9/5/05

I am a traveler in the last days of an American Dream.

I have watched the twin towers of commerce on the eastern shores of America destroyed by fire. I have witnessed a takeover of the presidency by an oil family who are determined to own every drop of oil in the world, and control all the lands and peoples because they are superior; they have white skin and Christianity. The presidency is allied with Christian extremists who don’t consider themselves extremists, rather Christian soldiers working to claim all this for their God, a god who gave them the right to kill Indians and gives them the right to takeover the Middle East. Christian and Muslim fundamentalists over the globe now battle for control. A giant tsunami swallowed and destroyed the coastline of Thailand, and other parts of Asia, killed thousands. Last week Hurricane Katrina destroyed the coastal south of the U.S.. New Orleans, a major city of over a million is underwater. The refugees of the tragedy are those without money or means to get out. Most are black, or poor whites. They are without food, water or shelter. We watch them die on the streets. Corpses swell and float in the water with trash and offal. We watched the explosion of the chemical plant in the ruins. Angry clouds spewed from the wound. A voice of authority on the storyteller box: the television, tells everyone that the fumes are not poisonous. We saw the smoke rear back and search the city for lungs. It takes four days for the feds to send assistance. The president is golfing.

I don’t want to hate Christianity. I loved the Book of John in those years I took myself to church. There is wisdom there, and Jesus is a medicine man. I believe he is a son of god, and so are you, and so am I. We are sons and daughter of a father/mother God. I also loved the love poems in Song of Solomon.

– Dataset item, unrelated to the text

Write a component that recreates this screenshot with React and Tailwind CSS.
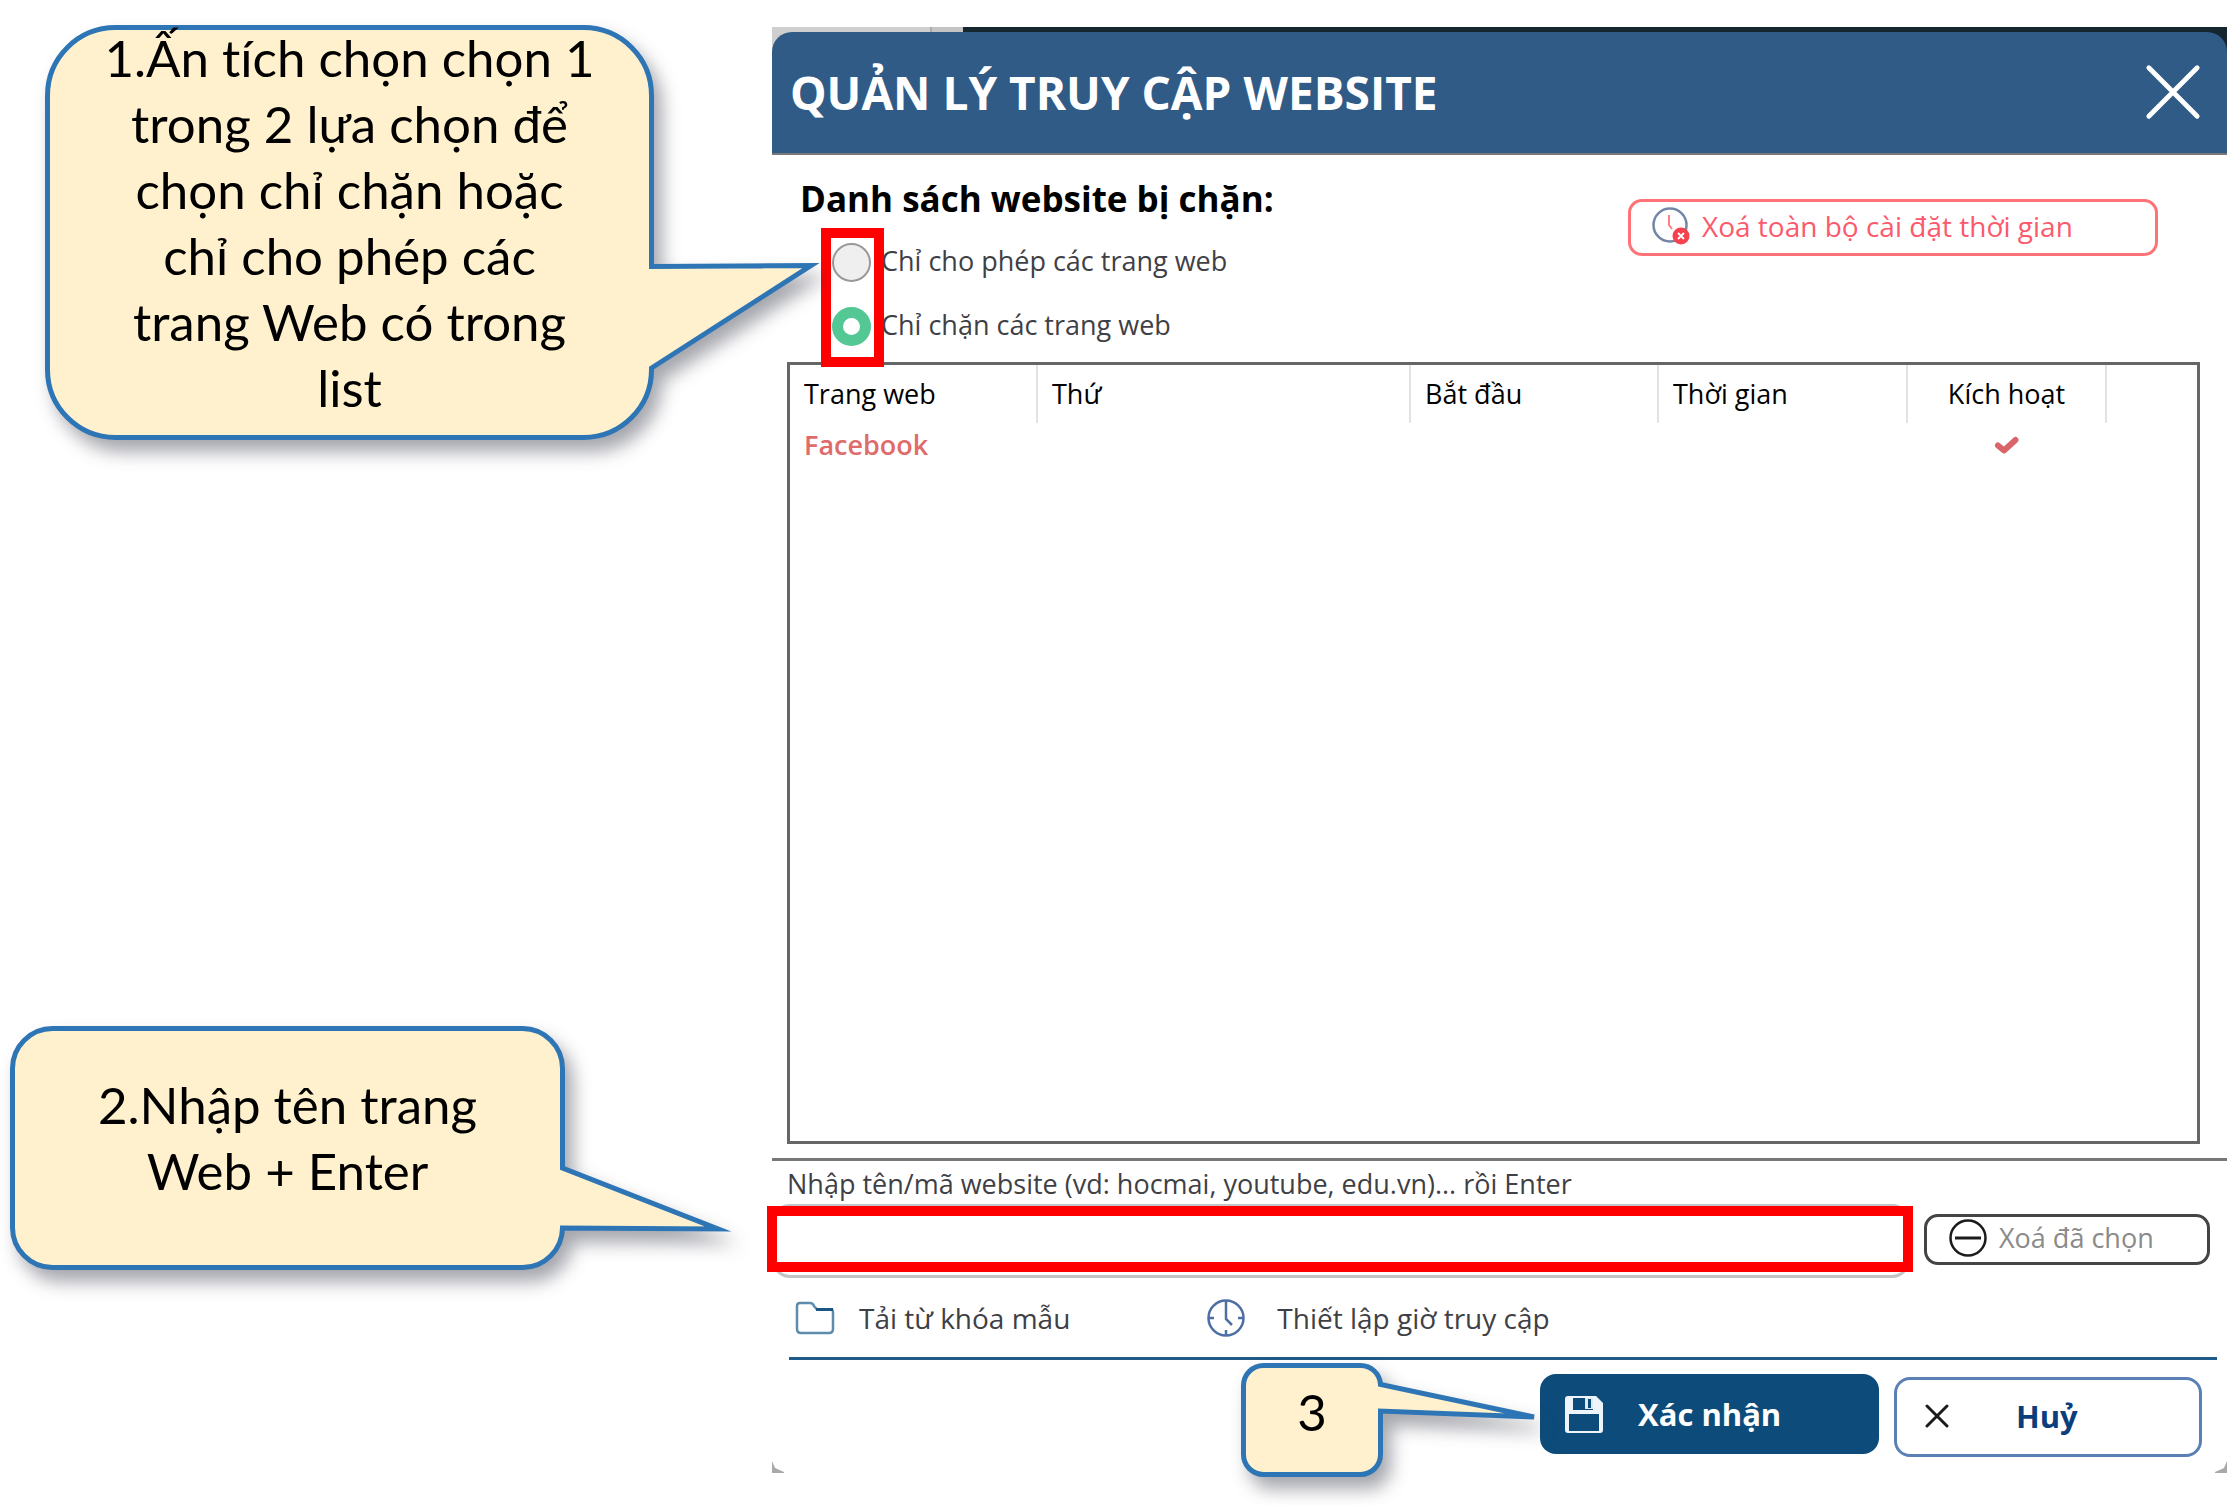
import React from "react";

function Callout({ className, viewBox, path, textClass, children }) {
  return (
    <div className={`absolute z-20 flex justify-center ${className}`}>
      <svg
        aria-hidden="true"
        viewBox={viewBox}
        className="absolute inset-0 h-full w-full overflow-visible drop-shadow-[8px_12px_9px_rgba(40,44,60,0.42)]"
      >
        <path d={path} fill="#fff1cd" stroke="#2e75b6" strokeWidth="5" strokeMiterlimit="8" />
      </svg>
      <p className={`relative text-center text-[51px] leading-[66px] whitespace-nowrap text-black [font-variant-ligatures:none] font-[Lato,'Open_Sans',sans-serif] ${textClass}`}>
        {children}
      </p>
    </div>
  );
}

function ClockIcon() {
  return (
    <svg aria-hidden="true" viewBox="0 0 40 38" className="h-[38px] w-10" fill="none" stroke="#4d6fa3">
      <circle cx="20" cy="19" r="17.5" strokeWidth="2.5" />
      <path d="M20 2v5M20 31v5M3 19h5M32 19h5" strokeWidth="2.5" />
      <path d="M20 7v13l6 6" strokeWidth="2.5" />
    </svg>
  );
}

function ClockRemoveIcon() {
  return (
    <svg aria-hidden="true" viewBox="0 0 38 38" className="h-[38px] w-[38px]" fill="none">
      <circle cx="18" cy="18" r="16.5" stroke="#7386a8" strokeWidth="2.5" />
      <path d="M17 8v10l3 4" stroke="#ff7f86" strokeWidth="2" />
      <circle cx="29" cy="29" r="8.5" fill="#f4434f" />
      <path d="M26 26l6 6M32 26l-6 6" stroke="#fff" strokeWidth="1.8" />
    </svg>
  );
}

function FolderIcon() {
  return (
    <svg aria-hidden="true" viewBox="0 0 40 34" className="h-[34px] w-10" fill="none">
      <path
        d="M2 28V5q0-3 3-3h10q3 0 4 3l3 3.500h14q2 0 2 3v16.500q0 4-4 4H6q-4 0-4-4z"
        stroke="#5d8cad"
        strokeWidth="2.5"
      />
      <path d="M21 8.500h17" stroke="#1b5583" strokeWidth="3" />
    </svg>
  );
}

function SaveIcon() {
  return (
    <svg aria-hidden="true" viewBox="0 0 38 37" className="h-[37px] w-[38px]">
      <path d="M3 0h28l7 7v27q0 3-3 3H3q-3 0-3-3V3q0-3 3-3z" fill="#eef4f9" />
      <path d="M8 2h20v12H8z" fill="#0d4c7a" />
      <path d="M20 2h8v11h-8z" fill="#dfe9f1" />
      <path d="M23 3h3v9h-3z" fill="#0d4c7a" />
      <path d="M4 18h30v17H4z" fill="#0d4c7a" />
    </svg>
  );
}

function MinusCircleIcon() {
  return (
    <svg aria-hidden="true" viewBox="0 0 38 38" className="h-[38px] w-[38px]" fill="none" stroke="#1c1c1c" strokeWidth="2.5">
      <circle cx="19" cy="19" r="17.5" />
      <path d="M6 19h26" strokeWidth="3" />
    </svg>
  );
}

function CrossIcon({ className, width }) {
  return (
    <svg aria-hidden="true" viewBox="0 0 24 24" className={className} fill="none" stroke="currentColor" strokeWidth={width} strokeLinecap="round">
      <path d="M2 2l20 20M22 2L2 22" />
    </svg>
  );
}

const radioClass =
  "h-[39px] w-[39px] appearance-none rounded-full border-2 border-[#999] bg-[#efefef] checked:border-[11px] checked:border-[#53c794] checked:bg-white";

const columns = ["Trang web", "Thứ", "Bắt đầu", "Thời gian"];

export default function App() {
  return (
    <div className="relative flex bg-white pb-8 pt-[27px] font-['Open_Sans','Noto_Sans',sans-serif] text-[#3f3f46]">
      <aside className="w-[772px] shrink-0">
        <Callout
          className="left-[45px] top-[25px] h-[415px] w-[609px]"
          viewBox="0 0 609 415"
          path="M70.5 2.5H538.5A68 68 0 0 1 606.5 70.5V241.5L766 240.5L606.5 343V344.5A68 68 0 0 1 538.5 412.5H70.5A68 68 0 0 1 2.5 344.5V70.5A68 68 0 0 1 70.5 2.5Z"
          textClass=""
        >
          1.Ấn tích chọn chọn 1<br />trong 2 lựa chọn để<br />chọn chỉ chặn hoặc<br />chỉ cho phép các<br />trang Web có trong<br />list
        </Callout>
        <Callout
          className="left-[10px] top-[1026px] h-[244px] w-[555px]"
          viewBox="0 0 555 244"
          path="M42.5 2.5H512.5A40 40 0 0 1 552.5 42.5V142L708 203L552.5 202A40 40 0 0 1 512.5 241.5H42.5A40 40 0 0 1 2.5 201.5V42.5A40 40 0 0 1 42.5 2.5Z"
          textClass="pt-[46px]"
        >
          2.Nhập tên trang<br />Web + Enter
        </Callout>
        <Callout
          className="left-[1241px] top-[1363px] h-[114px] w-[142px]"
          viewBox="0 0 142 114"
          path="M22.5 2.5H119.5A20 20 0 0 1 139.5 21.5L293 54L139.5 48V91.5A20 20 0 0 1 119.5 111.5H22.5A20 20 0 0 1 2.5 91.5V22.5A20 20 0 0 1 22.5 2.5Z"
          textClass="pt-4"
        >
          3
        </Callout>
      </aside>

      <main className="relative min-w-0 flex-1">
        <div className="bg-[linear-gradient(90deg,#cfcfcf_0_158px,#aaa_158px_160px,#c4c4c4_160px_191px,#16262e_191px)] pt-[5px]">
          <header className="flex h-[123px] items-center justify-between rounded-t-[20px] border-b-2 border-[#777] bg-[#305b86] pb-0.5 pl-[18px] pr-[25px] text-white">
            <h1 className="text-[46px] font-bold leading-[60px]">QUẢN LÝ TRUY CẬP WEBSITE</h1>
            <button type="button" aria-label="Đóng">
              <CrossIcon className="h-[58px] w-[58px]" width="2" />
            </button>
          </header>
        </div>

        <section className="flex h-[207px] items-start justify-between pl-[28px] pr-[69px] pt-5">
          <fieldset className="relative">
            <legend className="text-[35px] font-bold leading-[48px] text-black">Danh sách website bị chặn:</legend>
            <div className="mt-5 flex flex-col gap-[25px] pl-8 text-[27px] leading-[36px]">
              <label className="flex items-start gap-[10px]">
                <input type="radio" name="mode" className={radioClass} />
                Chỉ cho phép các trang web
              </label>
              <label className="flex items-start gap-[10px]">
                <input type="radio" name="mode" defaultChecked className={radioClass} />
                Chỉ chặn các trang web
              </label>
            </div>
            <div className="pointer-events-none absolute left-[21px] top-[5px] z-10 h-[139px] w-[63px] border-[10px] border-[#ff0000]" />
          </fieldset>
          <button
            type="button"
            className="mt-6 flex h-[57px] w-[530px] items-center gap-3 rounded-[14px] border-[3px] border-[#ff7277] pb-[3px] pl-[21px] text-[28px] text-[#fb5a6c]"
          >
            <ClockRemoveIcon />
            Xoá toàn bộ cài đặt thời gian
          </button>
        </section>

        <div className="ml-[15px] mr-[27px] h-[782px] border-[3px] border-[#666]">
          <table className="w-full table-fixed text-left text-[27px] text-black">
            <colgroup>
              <col className="w-[247px]" />
              <col className="w-[373px]" />
              <col className="w-[248px]" />
              <col className="w-[249px]" />
              <col className="w-[199px]" />
              <col />
            </colgroup>
            <thead>
              <tr className="h-[58px]">
                {columns.map((c) => (
                  <th key={c} scope="col" className="border-r-2 border-[#e2e2e2] pl-[14px] font-normal">
                    {c}
                  </th>
                ))}
                <th scope="col" className="border-r-2 border-[#e2e2e2] text-center font-normal">Kích hoạt</th>
                <td />
              </tr>
            </thead>
            <tbody>
              <tr className="h-[44px] text-[#e06b6b]">
                <td className="pl-[14px] font-semibold">Facebook</td>
                <td />
                <td />
                <td />
                <td>
                  <svg role="img" aria-label="Đã kích hoạt" viewBox="0 0 26 18" className="mx-auto h-[18px] w-[26px]" fill="none" stroke="#d9646a" strokeWidth="6">
                    <path d="M4 9.500L10 14.500L21.500 4" strokeLinejoin="round" strokeLinecap="round" />
                  </svg>
                </td>
                <td />
              </tr>
            </tbody>
          </table>
        </div>

        <section className="mt-[14px] border-t-[3px] border-[#777]">
          <label htmlFor="site" className="block pl-[15px] pt-[3px] text-[27px] leading-[40px]">
            Nhập tên/mã website (vd: hocmai, youtube, edu.vn)... rồi Enter
          </label>
          <div className="flex h-[74px] items-start justify-between pr-[17px]">
            <div className="relative h-full w-[1138px]">
              <input
                id="site"
                type="text"
                className="h-full w-full rounded-[18px] border-[3px] border-[#c4c4c4] bg-white px-5 text-[27px] outline-none"
              />
              <div className="pointer-events-none absolute -left-[5px] top-0.5 h-[66px] w-[1146px] border-[10px] border-[#ff0000]" />
            </div>
            <button
              type="button"
              className="mt-2.5 flex h-[51px] w-[286px] items-center gap-3 rounded-[14px] border-[3px] border-[#444] pb-[3px] pl-[22px] text-[27px] text-[#8a8a8a]"
            >
              <MinusCircleIcon />
              Xoá đã chọn
            </button>
          </div>
        </section>

        <div className="ml-[17px] mr-[10px] flex h-[82px] items-center gap-[136px] border-b-[3px] border-[#1f5a88] pl-[6px] text-[28px]">
          <button type="button" className="flex items-center gap-6">
            <FolderIcon />
            Tải từ khóa mẫu
          </button>
          <button type="button" className="flex items-center gap-[31px]">
            <ClockIcon />
            Thiết lập giờ truy cập
          </button>
        </div>

        <footer className="flex items-end justify-end gap-[15px] pr-[25px] pt-[14px] text-[31px] font-bold">
          <button type="button" className="mb-[3px] flex h-[80px] w-[339px] items-center gap-[35px] rounded-[16px] bg-[#0d4c7a] pl-[25px] text-white">
            <SaveIcon />
            Xác nhận
          </button>
          <button
            type="button"
            className="flex h-[80px] w-[308px] items-center gap-[67px] rounded-[16px] border-[3px] border-[#5b80b5] pb-0.5 pl-7 text-[#0b3f7c]"
          >
            <CrossIcon className="h-6 w-6 text-[#1c1c1c]" width="3" />
            Huỷ
          </button>
        </footer>
        <div aria-hidden="true" className="flex justify-between pt-1">
          <svg viewBox="0 0 12 12" className="h-3 w-3"><path d="M0 0l3 7 9 4v1H0z" fill="#a9a9a9" /></svg>
          <svg viewBox="0 0 12 12" className="h-3 w-3"><path d="M12 0l-3 7-9 4v1h12z" fill="#a9a9a9" /></svg>
        </div>
      </main>
    </div>
  );
}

Yesterday I went to church with my friend at the pueblo. I haven’t been inside a church to a service in years. I decided to attend in the right spirit. I respect my friend and I respect what takes people to religion. It’s often that need to attend to spiritual matters, to find comfort and direction. Sometimes it’s fear. It’s fear that established churches and religion in our native communities. We were forced to bow down to their Christianity. We were forced to their religious schools and beliefs. Force has now turned into habit.

What I appreciated and took part in was that sense of community, of love and compassion. Prayers filled the church and hung there. Some had the force of will and light and they traveled. That’s what I took with me.

Then we went out into the plaza for the dances; these were the Indian expression of that community, that love. The difference? A single white man was the authority in the church. It was an authority invested in him by a council of other males. The only female acknowledge was Mary, as a mother of the divine. In the plaza the female earth was the primary force. Men and women were in balance for the service of love.

I am trying to remember everything. To take in every detail of wherever I am of whatever I hear because that articulation will translate into a depth of articulation of meaning in all layers of consciousness. At least that’s what I believe at the moment. I also want to sing about it but must get the last nasty sting censor out of my head, my hands, my voice, and my heart. It is gone. I thank you censor of the gift you have given me. Now, leave.

A highlight in the gift of the day of yesterday took place in the kitchen, between serving the people who came to the house to eat a feast of posole, chile stew, potato salad, bread, desserts, fruit drink, and tea. We turned up the radio and danced in the kitchen on the linoleum floor. We turned and rocked to rock oldies, disco and bluesy heartbreak. We know those songs, the articulations of them in our souls and know what those songs are born from—like us they have emerged from the depths of raw knowledge, pain, from every social and spiritual ill that has been catalogued in Indian country, all over the world. I brought out my saxophone and wailed. I played by heart, or by ear. We're still dancing.

Today is Labor Day, so I will work. Of course there is a history, a story behind the dedication of this day as a national holiday. I don't mean to belittle it. Our labor is our gift, our service. Here it goes. Sing it to: Love and Happiness by Al Green. A classic. We wouldn't have Al Green without the musical caldron of New Orleans. Wouldn't have most of our music. Mvto.